Wholly yours,

RICHARD WAGNER

ZURICH, October 14th, 1849 (Am Zeltwege, in den hinteren
Escherhausern, 182.)

28.

DEAR FRIEND,

For more than a month I have been detained here by the serious illness of the young Princess M. W. My return to Weymar is in consequence forcibly postponed for at least another month, and before returning there it is impossible for me to think of serving you with any efficiency. You propose to me to find you a purchaser for "Lohengrin" and "Siegfried." This will certainly not be an easy matter, for these operas, being essentially—I might say exclusively—German, can at most be represented in five or six German towns. You know, moreover, that since the Dresden affair OFFICIAL Germany is not favourable to your name. Dresden, Berlin, and Vienna are well-nigh impossible fields for your works for some time to come. If, as is not unlikely, I go to Berlin for a few days this winter, I shall try to interest the King in your genius and your future; perhaps I shall succeed in gaining his sympathy for you and in managing through that means your return by way of Berlin, which would certainly be your best chance. But I need not tell you how delicate such a step is, and how difficult to lead to a good end. As to the "confederation of princes" which you mention again in your letter, I must unfortunately repeat to you that I believe in its realization about as much as in mythology.

Nevertheless I shall not omit to sound the disposition of H.H. the Duke of Coburg during the visit I shall probably have the honour of paying him at the beginning of January. By his superior intelligence and personal love of music, access to him will be made easier.
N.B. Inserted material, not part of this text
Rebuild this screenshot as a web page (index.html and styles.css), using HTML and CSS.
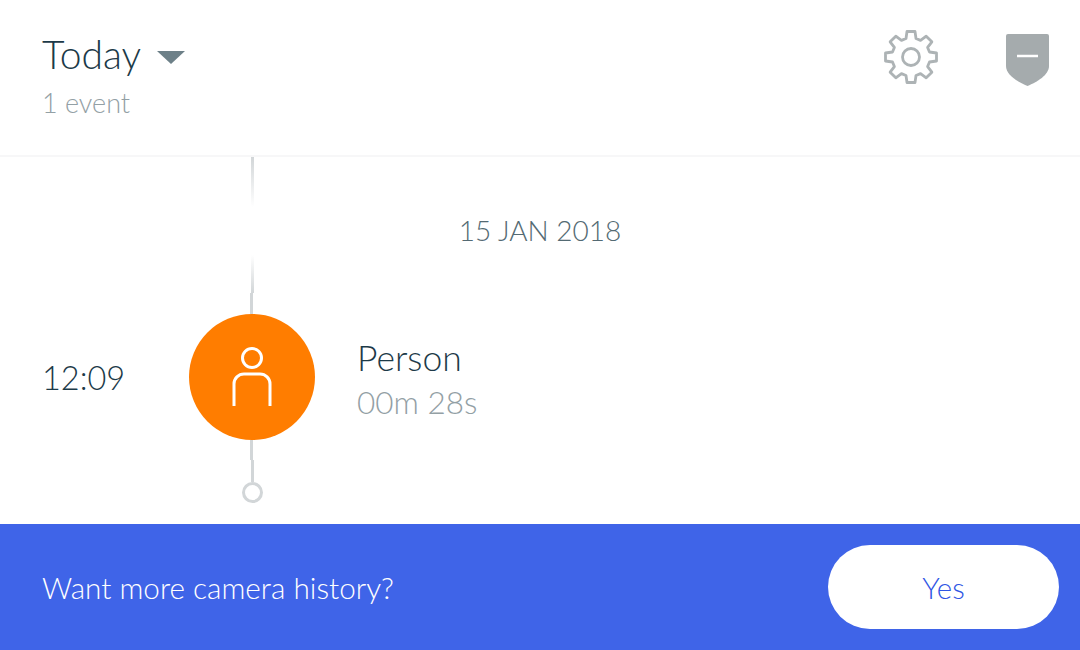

But as to the other thirty-eight sovereigns of Germany (excepting Weymar, Gotha, and Berlin), I confess that I do not know how I shall manage to instill into them so subtle an idea as would be the positive encouragement and the active protection of an artist of your stamp.

As to the dedication of "Tannhauser," the Hereditary Grand Duke, while graciously receiving your intention, has sent me word that it would be more convenient to defer the publication for a few months, so that I have not been in a hurry to make the necessary arrangements for the engraving of the dedication plate.

Try, my dear friend, to get on as best you can till Christmas. My purse is completely dry at this moment; and you are aware, no doubt, that the fortune of the Princess has been for a year without an administrator, and may be completely confiscated any day. Towards the end of the year I reckon upon money coming in, and shall then certainly not fail to let you have some, as far as my very limited means will go; you know what heavy charges are weighing upon me. Before thinking of myself I must provide for the comfortable existence of my mother and my dear children in Paris, and I can also not avoid paying Belloni a modest salary for the services he renders me, although he has always shown himself most nobly disinterested on my behalf. My concert career, as you know, has been closed for more than two years past, and I cannot resume it imprudently without serious damage to my present position and still more to my future.

However, on my way through Hamburg I have yielded to numerous solicitations to conduct in April a grand "Musical Festival," the greater part of the receipts of which will be devoted to the "Pension Fund of Musicians," which I founded about seven years ago.